** START GIVEN INFORMATION **

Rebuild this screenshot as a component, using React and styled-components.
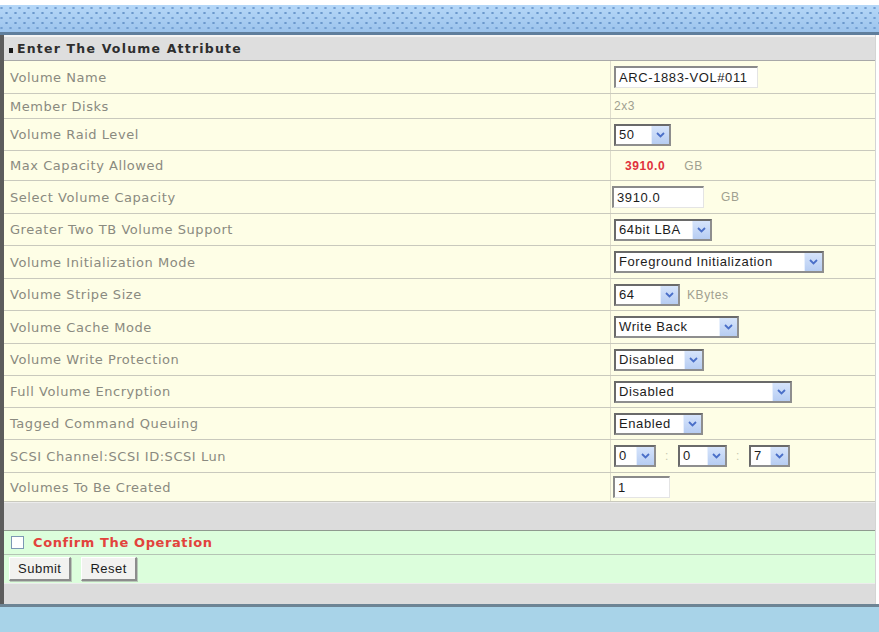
import React from 'react';
import styled, { createGlobalStyle } from 'styled-components';

const GlobalStyle = createGlobalStyle`
  html, body {
    margin: 0;
    padding: 0;
    background: #ffffff;
  }
  body {
    font-family: "DejaVu Sans", Verdana, sans-serif;
  }
`;

const Page = styled.div`
  width: 879px;
  height: 632px;
  overflow: hidden;
  display: flex;
  flex-direction: column;
  background: #ffffff;
`;

const TopGap = styled.div`
  height: 5px;
  flex: none;
`;

const Banner = styled.div`
  height: 27px;
  flex: none;
  background-color: #a9cff3;
  background-image:
    radial-gradient(circle, #6b98cc 0.9px, transparent 1.5px),
    radial-gradient(circle, #739fd2 0.9px, transparent 1.5px),
    linear-gradient(#b6d8f8, #9cc3ec);
  background-size: 9px 10px, 9px 10px, 100% 100%;
  background-position: 2px 3px, 6px 8px, 0 0;
`;

const Rule = styled.div`
  height: ${(p) => p.$h}px;
  flex: none;
  background: ${(p) => p.$color};
`;

const Frame = styled.div`
  width: 871px;
  flex: none;
  border-left: 4px solid #5c5c5c;
  border-right: 1px solid #d4d4d4;
  display: flex;
  flex-direction: column;
`;

const Header = styled.div`
  height: 26px;
  box-sizing: border-box;
  display: flex;
  align-items: center;
  gap: 4px;
  padding-left: 5px;
  background: #dedede;
  border-top: 2px solid #f4f4f4;
  border-bottom: 1px solid #a8a8a8;
  font-size: 12.5px;
  font-weight: bold;
  letter-spacing: 1.2px;
  color: #2e2e2e;
`;

const Bullet = styled.span`
  width: 4px;
  height: 5px;
  margin-top: 4px;
  background: #1a1a1a;
`;

const Row = styled.div`
  display: grid;
  grid-template-columns: 607px 1fr;
  height: ${(p) => p.$h}px;
  box-sizing: border-box;
  background: #fefee6;
  border-bottom: 1px solid #c9c9bd;
`;

const LabelCell = styled.div`
  display: flex;
  align-items: center;
  padding-left: 6px;
  font-size: 13px;
  letter-spacing: 0.55px;
  color: #8a8a80;
  border-right: 1px solid #dedccb;
`;

const ValueCell = styled.div`
  display: flex;
  align-items: center;
  gap: ${(p) => p.$gap || 7}px;
  padding-left: ${(p) => p.$pad ?? 3}px;
  font-family: "Liberation Sans", Arial, sans-serif;
  font-size: 13px;
  letter-spacing: 0.6px;
  color: #1c1c1c;
`;

const TextBox = styled.div`
  width: ${(p) => p.$w}px;
  height: 22px;
  box-sizing: border-box;
  display: flex;
  align-items: center;
  padding-left: 3px;
  background: #ffffff;
  border-style: solid;
  border-width: 2px 1px 1px 2px;
  border-color: #8a8a8a #e4e4e4 #e4e4e4 #8a8a8a;
  color: #1c1c1c;
`;

const SelectBox = styled.div`
  width: ${(p) => p.$w}px;
  height: 22px;
  box-sizing: border-box;
  display: flex;
  background: #ffffff;
  border: 2px solid;
  border-color: #6a6a6a #8e8e8e #8e8e8e #6a6a6a;
`;

const SelectText = styled.span`
  flex: 1;
  padding-left: 3px;
  line-height: 18px;
  white-space: nowrap;
  overflow: hidden;
`;

const ArrowButton = styled.span`
  width: 17px;
  display: flex;
  align-items: center;
  justify-content: center;
  background: linear-gradient(#d6e4fb, #b7cdf2);
  border-left: 1px solid #e8f0fc;
`;

const Muted = styled.span`
  color: #a0a090;
  font-size: 12px;
  margin-left: ${(p) => p.$ml || 0}px;
`;

const Capacity = styled.span`
  color: #e0313c;
  font-weight: bold;
  font-size: 12px;
  margin-left: 11px;
`;

const Colon = styled.span`
  color: #c8c8b0;
  font-size: 12px;
`;

const Band = styled.div`
  height: ${(p) => p.$h}px;
  background: #dcdcdc;
  border-top: 1px solid #ececec;
`;

const GreenRow = styled.div`
  height: ${(p) => p.$h}px;
  box-sizing: border-box;
  display: flex;
  align-items: center;
  gap: ${(p) => p.$gap || 0}px;
  padding-left: 5px;
  background: #dcfedc;
  border-top: 1px solid ${(p) => p.$line};
`;

const Check = styled.span`
  width: 13px;
  height: 13px;
  box-sizing: border-box;
  border: 1px solid #7c98b4;
  background: #ffffff;
  margin: 0 9px 0 2px;
`;

const ConfirmText = styled.span`
  font-size: 13px;
  font-weight: bold;
  letter-spacing: 0.6px;
  color: #e2433c;
`;

const Button = styled.button`
  height: 24px;
  padding: 0 8px;
  font-family: "Liberation Sans", Arial, sans-serif;
  font-size: 13px;
  letter-spacing: 0.5px;
  color: #1c1c1c;
  background: #f2f2f0;
  border-style: solid;
  border-width: 1px 2px 2px 1px;
  border-color: #ffffff #8c8c8c #8c8c8c #ffffff;
  box-shadow: 1px 1px 0 #b8c8b8;
`;

const BottomBlue = styled.div`
  flex: 1;
  background: #a8d3e8;
`;

function Chevron() {
  return (
    <svg width="9" height="6" viewBox="0 0 9 6">
      <path d="M1 1 L4.5 4.5 L8 1" fill="none" stroke="#4a6fc8" strokeWidth="1.8" />
    </svg>
  );
}

function Select({ width, value }) {
  return (
    <SelectBox $w={width}>
      <SelectText>{value}</SelectText>
      <ArrowButton>
        <Chevron />
      </ArrowButton>
    </SelectBox>
  );
}

const rows = [
  {
    label: 'Volume Name',
    h: 33,
    value: <TextBox $w={144}>ARC-1883-VOL#011</TextBox>,
  },
  { label: 'Member Disks', h: 25, value: <Muted>2x3</Muted> },
  { label: 'Volume Raid Level', h: 32, value: <Select width={57} value="50" /> },
  {
    label: 'Max Capacity Allowed',
    h: 30,
    value: (
      <>
        <Capacity>3910.0</Capacity>
        <Muted $ml={12}>GB</Muted>
      </>
    ),
  },
  {
    label: 'Select Volume Capacity',
    h: 33,
    pad: 1,
    value: (
      <>
        <TextBox $w={92}>3910.0</TextBox>
        <Muted $ml={10}>GB</Muted>
      </>
    ),
  },
  { label: 'Greater Two TB Volume Support', h: 32, value: <Select width={98} value="64bit LBA" /> },
  {
    label: 'Volume Initialization Mode',
    h: 33,
    value: <Select width={210} value="Foreground Initialization" />,
  },
  {
    label: 'Volume Stripe Size',
    h: 32,
    value: (
      <>
        <Select width={66} value="64" />
        <Muted>KBytes</Muted>
      </>
    ),
  },
  { label: 'Volume Cache Mode', h: 33, value: <Select width={125} value="Write Back" /> },
  { label: 'Volume Write Protection', h: 32, value: <Select width={90} value="Disabled" /> },
  { label: 'Full Volume Encryption', h: 32, value: <Select width={178} value="Disabled" /> },
  { label: 'Tagged Command Queuing', h: 32, value: <Select width={89} value="Enabled" /> },
  {
    label: 'SCSI Channel:SCSI ID:SCSI Lun',
    h: 33,
    gap: 9,
    value: (
      <>
        <Select width={42} value="0" />
        <Colon>:</Colon>
        <Select width={49} value="0" />
        <Colon>:</Colon>
        <Select width={41} value="7" />
      </>
    ),
  },
  { label: 'Volumes To Be Created', h: 29, pad: 2, value: <TextBox $w={57}>1</TextBox> },
];

export default function App() {
  return (
    <Page>
      <GlobalStyle />
      <TopGap />
      <Banner />
      <Rule $h={3} $color="#5f7e9c" />
      <Frame>
        <Header>
          <Bullet />
          Enter The Volume Attribute
        </Header>
        {rows.map((row) => (
          <Row key={row.label} $h={row.h}>
            <LabelCell>{row.label}</LabelCell>
            <ValueCell $pad={row.pad} $gap={row.gap}>
              {row.value}
            </ValueCell>
          </Row>
        ))}
        <Band $h={27} />
        <GreenRow $h={24} $line="#8f9a8f">
          <Check />
          <ConfirmText>Confirm The Operation</ConfirmText>
        </GreenRow>
        <GreenRow $h={29} $gap={10} $line="#b4c4b4">
          <Button>Submit</Button>
          <Button>Reset</Button>
        </GreenRow>
        <Band $h={20} />
      </Frame>
      <Rule $h={3} $color="#6d8494" />
      <BottomBlue />
    </Page>
  );
}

** END GIVEN INFORMATION **

— WHAT THE EXERCISE ASKS —
Tell how many lines contain the word "components", using only the number.

— SOLUTION —
2